* **Information provided**

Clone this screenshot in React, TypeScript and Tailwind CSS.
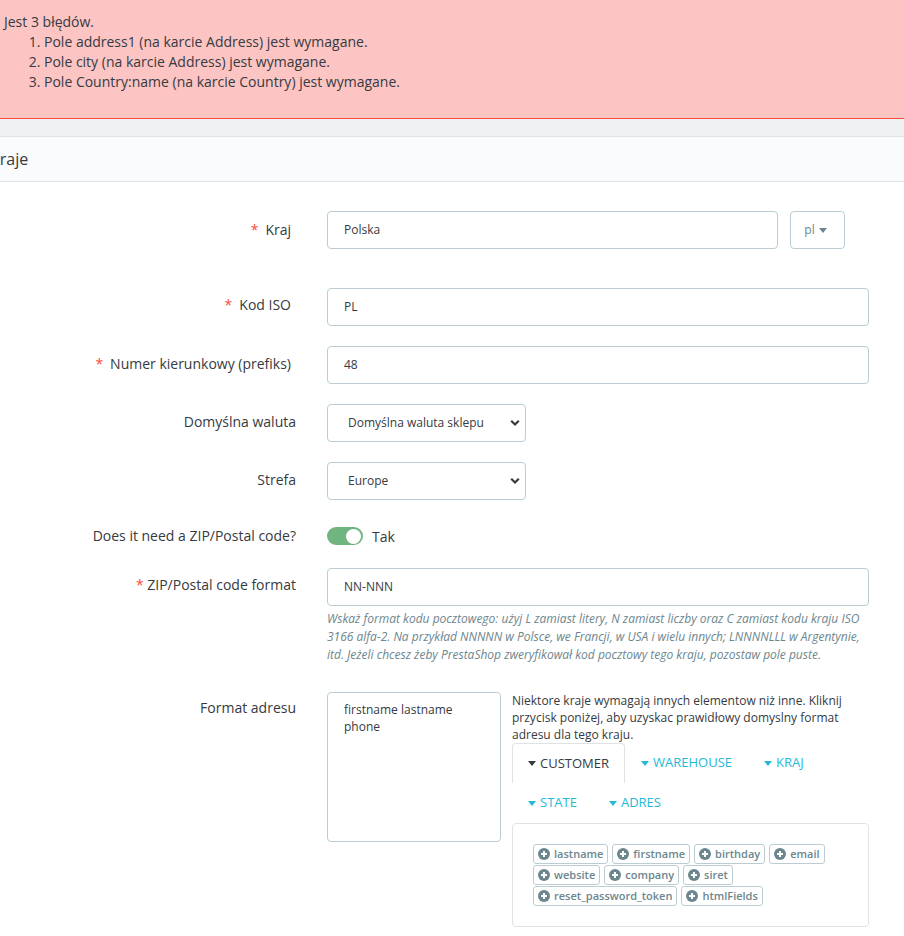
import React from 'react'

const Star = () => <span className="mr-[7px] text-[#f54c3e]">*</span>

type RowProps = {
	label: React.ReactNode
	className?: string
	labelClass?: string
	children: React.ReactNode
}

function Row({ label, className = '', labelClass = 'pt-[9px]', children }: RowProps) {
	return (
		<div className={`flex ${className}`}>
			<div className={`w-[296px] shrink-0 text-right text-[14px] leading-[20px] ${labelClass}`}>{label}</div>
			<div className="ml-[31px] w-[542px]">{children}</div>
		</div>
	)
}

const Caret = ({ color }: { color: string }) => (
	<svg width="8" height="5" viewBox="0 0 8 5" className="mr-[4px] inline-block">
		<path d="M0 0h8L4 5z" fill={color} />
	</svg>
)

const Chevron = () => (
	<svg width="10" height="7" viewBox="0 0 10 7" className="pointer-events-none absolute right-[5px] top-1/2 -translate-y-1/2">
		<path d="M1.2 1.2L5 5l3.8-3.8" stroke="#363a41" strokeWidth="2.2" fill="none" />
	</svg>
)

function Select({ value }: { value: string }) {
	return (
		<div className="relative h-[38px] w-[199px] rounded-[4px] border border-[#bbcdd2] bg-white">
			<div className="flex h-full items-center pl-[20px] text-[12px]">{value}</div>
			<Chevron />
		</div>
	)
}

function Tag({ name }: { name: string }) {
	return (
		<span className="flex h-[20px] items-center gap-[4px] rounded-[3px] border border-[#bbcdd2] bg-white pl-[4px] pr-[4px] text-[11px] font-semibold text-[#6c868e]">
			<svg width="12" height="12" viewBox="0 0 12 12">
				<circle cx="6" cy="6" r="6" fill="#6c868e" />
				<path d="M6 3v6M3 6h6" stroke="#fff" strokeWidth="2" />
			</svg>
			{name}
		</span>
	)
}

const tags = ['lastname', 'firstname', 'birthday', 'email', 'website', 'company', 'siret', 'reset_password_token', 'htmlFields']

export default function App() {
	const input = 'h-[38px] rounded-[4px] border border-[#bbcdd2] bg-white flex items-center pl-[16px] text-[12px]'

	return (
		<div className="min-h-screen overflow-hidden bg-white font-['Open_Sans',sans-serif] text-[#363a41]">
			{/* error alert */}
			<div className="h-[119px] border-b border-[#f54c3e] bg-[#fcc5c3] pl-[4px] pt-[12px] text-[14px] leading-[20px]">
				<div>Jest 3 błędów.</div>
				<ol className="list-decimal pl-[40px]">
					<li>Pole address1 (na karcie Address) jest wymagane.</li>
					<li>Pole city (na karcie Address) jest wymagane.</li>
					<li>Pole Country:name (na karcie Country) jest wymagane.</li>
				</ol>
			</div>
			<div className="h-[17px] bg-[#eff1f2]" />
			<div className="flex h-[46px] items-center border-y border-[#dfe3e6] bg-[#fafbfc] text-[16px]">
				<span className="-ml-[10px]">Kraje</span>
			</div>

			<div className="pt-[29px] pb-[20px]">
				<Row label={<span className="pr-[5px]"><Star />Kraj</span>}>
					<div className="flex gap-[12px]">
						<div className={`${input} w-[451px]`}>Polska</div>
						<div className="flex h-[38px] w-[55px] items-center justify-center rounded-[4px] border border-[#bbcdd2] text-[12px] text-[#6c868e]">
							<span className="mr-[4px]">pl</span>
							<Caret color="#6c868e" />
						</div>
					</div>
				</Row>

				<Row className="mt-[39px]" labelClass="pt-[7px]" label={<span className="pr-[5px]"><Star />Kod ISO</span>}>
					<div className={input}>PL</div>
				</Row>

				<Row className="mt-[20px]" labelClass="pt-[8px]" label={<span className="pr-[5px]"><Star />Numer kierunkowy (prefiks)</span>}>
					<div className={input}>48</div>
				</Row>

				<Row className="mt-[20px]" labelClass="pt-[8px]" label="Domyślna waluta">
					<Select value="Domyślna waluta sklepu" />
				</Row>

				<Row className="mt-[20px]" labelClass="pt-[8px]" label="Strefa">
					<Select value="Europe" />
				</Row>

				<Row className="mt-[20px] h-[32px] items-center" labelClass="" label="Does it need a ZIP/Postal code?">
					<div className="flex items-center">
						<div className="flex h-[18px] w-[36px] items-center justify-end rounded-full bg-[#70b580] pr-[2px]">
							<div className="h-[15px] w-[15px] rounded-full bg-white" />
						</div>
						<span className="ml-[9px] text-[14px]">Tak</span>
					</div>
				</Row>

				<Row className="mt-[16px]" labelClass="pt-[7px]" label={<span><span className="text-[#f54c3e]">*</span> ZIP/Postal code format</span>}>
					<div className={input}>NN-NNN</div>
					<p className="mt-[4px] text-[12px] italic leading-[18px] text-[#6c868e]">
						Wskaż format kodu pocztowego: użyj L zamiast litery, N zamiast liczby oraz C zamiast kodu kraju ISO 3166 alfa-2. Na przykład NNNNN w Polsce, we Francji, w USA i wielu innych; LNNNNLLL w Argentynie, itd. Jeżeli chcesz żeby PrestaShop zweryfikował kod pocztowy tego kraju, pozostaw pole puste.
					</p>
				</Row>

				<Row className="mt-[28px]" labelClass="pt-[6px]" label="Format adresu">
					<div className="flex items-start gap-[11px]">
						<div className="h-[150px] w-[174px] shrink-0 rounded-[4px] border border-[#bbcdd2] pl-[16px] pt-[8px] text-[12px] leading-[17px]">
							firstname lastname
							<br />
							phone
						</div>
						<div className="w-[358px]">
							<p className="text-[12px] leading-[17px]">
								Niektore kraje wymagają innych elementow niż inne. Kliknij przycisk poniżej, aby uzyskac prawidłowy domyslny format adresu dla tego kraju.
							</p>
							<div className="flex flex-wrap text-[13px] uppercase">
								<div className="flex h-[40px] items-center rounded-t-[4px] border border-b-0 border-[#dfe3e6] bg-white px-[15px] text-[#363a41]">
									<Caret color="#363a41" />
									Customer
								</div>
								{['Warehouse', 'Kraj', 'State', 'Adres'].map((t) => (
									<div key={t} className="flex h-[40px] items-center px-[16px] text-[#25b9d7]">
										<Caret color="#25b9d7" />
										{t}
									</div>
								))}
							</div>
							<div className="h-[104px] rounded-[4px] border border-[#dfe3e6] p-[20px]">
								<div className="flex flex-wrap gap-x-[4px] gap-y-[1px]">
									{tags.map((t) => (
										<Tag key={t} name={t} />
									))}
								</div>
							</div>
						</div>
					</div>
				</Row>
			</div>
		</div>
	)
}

...

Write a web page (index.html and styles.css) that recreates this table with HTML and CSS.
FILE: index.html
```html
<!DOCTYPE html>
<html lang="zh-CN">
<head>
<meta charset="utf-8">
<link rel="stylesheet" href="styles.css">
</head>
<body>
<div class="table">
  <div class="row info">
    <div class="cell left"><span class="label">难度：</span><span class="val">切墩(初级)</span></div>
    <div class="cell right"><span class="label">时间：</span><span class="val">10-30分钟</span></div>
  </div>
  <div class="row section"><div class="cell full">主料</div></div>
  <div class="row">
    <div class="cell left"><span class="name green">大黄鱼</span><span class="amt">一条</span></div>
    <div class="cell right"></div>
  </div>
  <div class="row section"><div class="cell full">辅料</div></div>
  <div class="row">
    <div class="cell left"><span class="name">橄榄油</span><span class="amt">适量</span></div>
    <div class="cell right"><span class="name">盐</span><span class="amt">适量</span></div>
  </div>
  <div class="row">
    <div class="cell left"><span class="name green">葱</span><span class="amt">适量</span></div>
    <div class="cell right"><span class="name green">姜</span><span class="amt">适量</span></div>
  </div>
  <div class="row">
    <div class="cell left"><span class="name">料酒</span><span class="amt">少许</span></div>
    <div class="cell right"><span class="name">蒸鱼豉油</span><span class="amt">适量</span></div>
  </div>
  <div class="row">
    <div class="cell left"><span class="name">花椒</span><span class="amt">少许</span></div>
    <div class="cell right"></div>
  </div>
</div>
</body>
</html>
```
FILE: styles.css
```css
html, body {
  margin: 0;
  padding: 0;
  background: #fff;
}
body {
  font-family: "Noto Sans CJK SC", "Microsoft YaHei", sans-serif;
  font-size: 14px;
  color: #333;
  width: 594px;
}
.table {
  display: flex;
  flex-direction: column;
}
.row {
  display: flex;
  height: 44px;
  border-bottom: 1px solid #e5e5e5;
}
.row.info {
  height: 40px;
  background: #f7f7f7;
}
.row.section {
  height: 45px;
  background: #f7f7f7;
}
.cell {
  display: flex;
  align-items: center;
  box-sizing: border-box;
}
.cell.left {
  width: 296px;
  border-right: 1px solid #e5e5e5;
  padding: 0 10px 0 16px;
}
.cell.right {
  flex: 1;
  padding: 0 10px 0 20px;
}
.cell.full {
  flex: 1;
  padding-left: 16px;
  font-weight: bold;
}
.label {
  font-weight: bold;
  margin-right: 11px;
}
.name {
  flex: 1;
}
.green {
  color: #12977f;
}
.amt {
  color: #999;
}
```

--

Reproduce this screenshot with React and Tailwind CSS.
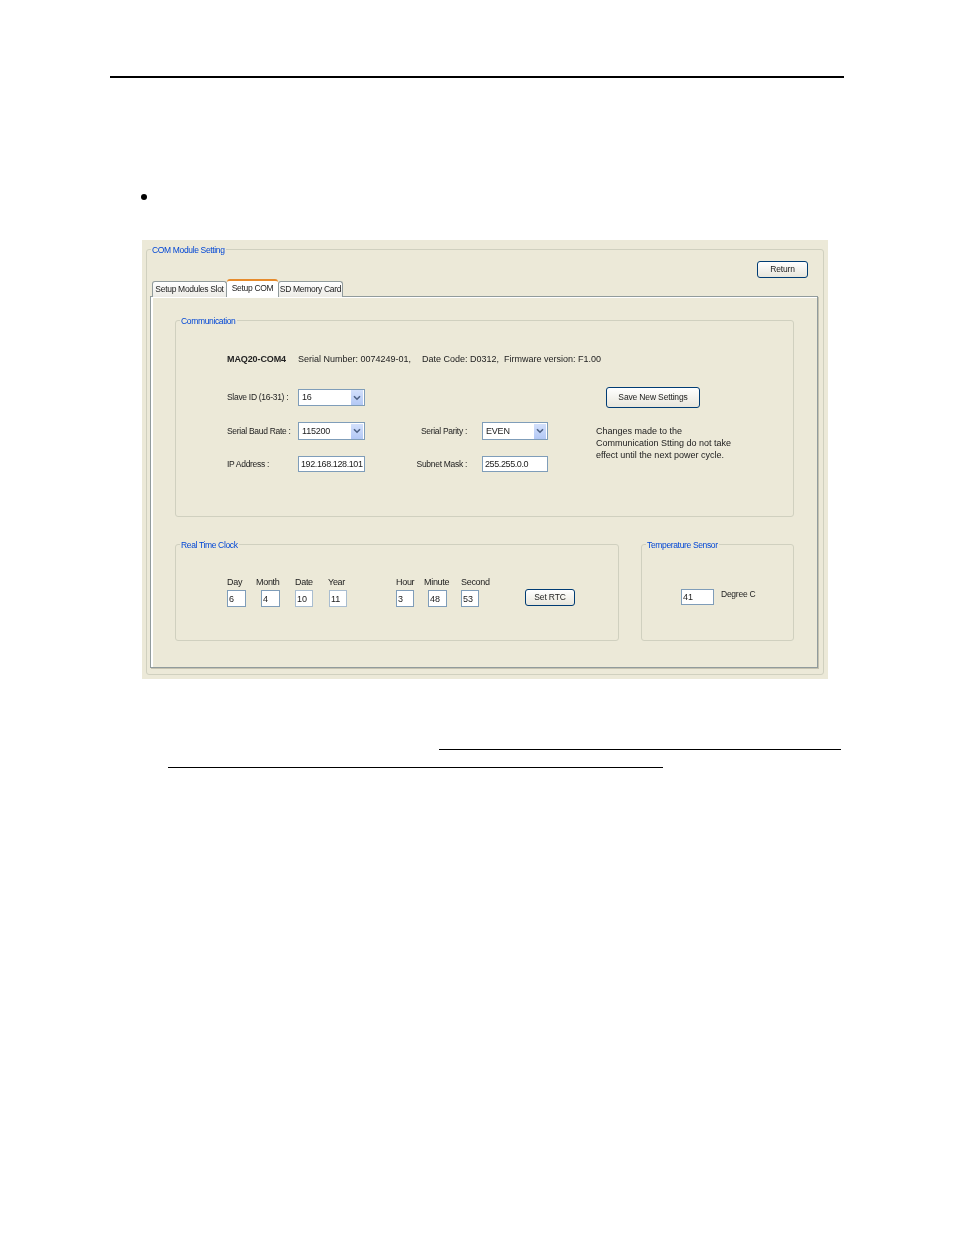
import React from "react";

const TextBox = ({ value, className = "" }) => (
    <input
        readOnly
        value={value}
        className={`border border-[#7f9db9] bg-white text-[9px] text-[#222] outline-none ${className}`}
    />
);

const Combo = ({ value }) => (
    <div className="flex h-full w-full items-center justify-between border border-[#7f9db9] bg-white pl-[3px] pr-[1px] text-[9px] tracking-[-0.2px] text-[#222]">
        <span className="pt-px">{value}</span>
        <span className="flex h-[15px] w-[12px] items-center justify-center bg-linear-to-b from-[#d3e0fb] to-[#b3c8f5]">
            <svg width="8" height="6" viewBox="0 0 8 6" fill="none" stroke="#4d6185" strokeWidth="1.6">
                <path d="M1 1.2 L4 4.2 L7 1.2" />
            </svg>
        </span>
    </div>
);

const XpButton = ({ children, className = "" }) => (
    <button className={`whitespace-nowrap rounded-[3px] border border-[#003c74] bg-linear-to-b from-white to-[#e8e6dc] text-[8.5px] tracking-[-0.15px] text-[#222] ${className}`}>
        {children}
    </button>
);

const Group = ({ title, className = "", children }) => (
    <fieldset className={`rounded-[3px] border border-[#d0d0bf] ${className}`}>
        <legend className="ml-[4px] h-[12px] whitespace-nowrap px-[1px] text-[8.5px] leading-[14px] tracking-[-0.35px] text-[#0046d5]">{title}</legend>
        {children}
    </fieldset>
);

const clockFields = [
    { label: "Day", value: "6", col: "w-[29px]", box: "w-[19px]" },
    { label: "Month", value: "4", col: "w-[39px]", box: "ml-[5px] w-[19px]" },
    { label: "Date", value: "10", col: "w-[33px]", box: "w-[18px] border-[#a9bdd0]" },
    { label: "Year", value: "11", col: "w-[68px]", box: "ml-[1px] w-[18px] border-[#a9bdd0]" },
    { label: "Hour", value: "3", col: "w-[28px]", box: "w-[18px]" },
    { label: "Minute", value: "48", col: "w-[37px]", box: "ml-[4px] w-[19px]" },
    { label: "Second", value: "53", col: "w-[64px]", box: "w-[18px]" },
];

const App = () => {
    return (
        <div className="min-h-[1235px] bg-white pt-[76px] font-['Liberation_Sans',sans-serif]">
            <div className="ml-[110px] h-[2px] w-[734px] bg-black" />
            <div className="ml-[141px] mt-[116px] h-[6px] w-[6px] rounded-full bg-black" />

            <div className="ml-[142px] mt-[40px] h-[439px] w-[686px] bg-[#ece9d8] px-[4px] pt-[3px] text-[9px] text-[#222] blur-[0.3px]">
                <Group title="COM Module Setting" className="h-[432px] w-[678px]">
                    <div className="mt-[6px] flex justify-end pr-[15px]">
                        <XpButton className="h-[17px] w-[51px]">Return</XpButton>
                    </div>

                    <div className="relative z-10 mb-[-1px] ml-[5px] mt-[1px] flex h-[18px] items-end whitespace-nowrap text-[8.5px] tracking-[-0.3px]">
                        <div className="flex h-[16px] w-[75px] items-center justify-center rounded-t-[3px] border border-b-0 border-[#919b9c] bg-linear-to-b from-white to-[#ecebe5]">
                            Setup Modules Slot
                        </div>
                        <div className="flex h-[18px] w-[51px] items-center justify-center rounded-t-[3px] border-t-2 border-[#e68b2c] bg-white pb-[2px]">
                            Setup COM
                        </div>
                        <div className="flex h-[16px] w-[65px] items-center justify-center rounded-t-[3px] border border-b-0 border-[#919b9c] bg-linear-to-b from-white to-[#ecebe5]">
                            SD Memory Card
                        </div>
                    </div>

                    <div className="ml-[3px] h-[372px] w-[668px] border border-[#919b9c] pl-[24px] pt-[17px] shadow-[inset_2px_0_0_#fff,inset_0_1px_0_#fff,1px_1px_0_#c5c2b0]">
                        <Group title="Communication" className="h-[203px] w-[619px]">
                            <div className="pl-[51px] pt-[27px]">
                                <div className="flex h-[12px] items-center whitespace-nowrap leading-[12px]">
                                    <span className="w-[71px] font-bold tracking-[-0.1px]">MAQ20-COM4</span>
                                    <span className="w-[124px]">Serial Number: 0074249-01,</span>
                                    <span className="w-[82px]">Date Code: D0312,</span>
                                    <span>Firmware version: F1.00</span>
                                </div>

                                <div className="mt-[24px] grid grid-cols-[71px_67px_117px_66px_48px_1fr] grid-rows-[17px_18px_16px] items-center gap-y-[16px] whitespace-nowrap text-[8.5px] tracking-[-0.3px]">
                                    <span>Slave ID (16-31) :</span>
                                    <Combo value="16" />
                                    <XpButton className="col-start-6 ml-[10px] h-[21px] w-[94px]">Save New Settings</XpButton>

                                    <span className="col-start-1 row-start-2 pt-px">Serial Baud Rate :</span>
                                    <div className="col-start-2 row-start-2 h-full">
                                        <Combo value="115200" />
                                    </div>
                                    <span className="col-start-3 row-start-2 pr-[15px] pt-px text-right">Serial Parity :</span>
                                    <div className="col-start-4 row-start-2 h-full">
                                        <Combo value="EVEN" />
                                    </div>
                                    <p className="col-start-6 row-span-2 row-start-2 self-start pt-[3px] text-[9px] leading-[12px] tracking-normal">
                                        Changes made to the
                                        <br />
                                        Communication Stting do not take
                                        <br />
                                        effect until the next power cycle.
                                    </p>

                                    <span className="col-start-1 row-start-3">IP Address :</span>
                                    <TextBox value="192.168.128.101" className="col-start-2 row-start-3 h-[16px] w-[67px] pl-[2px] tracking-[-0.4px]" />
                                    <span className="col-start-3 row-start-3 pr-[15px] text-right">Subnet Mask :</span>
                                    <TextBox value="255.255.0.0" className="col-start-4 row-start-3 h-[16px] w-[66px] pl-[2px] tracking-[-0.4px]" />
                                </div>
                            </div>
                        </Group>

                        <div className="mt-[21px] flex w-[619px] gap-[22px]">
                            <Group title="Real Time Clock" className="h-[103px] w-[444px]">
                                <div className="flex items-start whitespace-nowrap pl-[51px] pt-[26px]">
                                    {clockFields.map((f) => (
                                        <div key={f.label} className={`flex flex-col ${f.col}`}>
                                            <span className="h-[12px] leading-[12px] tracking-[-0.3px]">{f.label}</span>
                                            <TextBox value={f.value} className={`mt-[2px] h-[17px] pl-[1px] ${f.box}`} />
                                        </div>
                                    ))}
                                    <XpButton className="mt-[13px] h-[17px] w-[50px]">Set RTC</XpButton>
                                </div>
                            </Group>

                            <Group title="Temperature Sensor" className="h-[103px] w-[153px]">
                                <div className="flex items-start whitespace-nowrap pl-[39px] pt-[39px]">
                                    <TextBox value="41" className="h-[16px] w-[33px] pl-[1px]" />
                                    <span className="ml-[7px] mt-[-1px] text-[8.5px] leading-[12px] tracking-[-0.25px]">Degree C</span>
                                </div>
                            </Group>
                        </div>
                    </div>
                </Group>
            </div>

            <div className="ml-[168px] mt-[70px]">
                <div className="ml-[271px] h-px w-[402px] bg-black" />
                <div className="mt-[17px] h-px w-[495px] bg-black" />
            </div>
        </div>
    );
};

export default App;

* **Exercise task**
From the line that has "Clone this screenshot" through the line that has "const Star = ()", reproduce each line exactly as it stands and nothing else; do not include any pictures.

* **Correct response**
Clone this screenshot in React, TypeScript and Tailwind CSS.
import React from 'react'

const Star = () => <span className="mr-[7px] text-[#f54c3e]">*</span>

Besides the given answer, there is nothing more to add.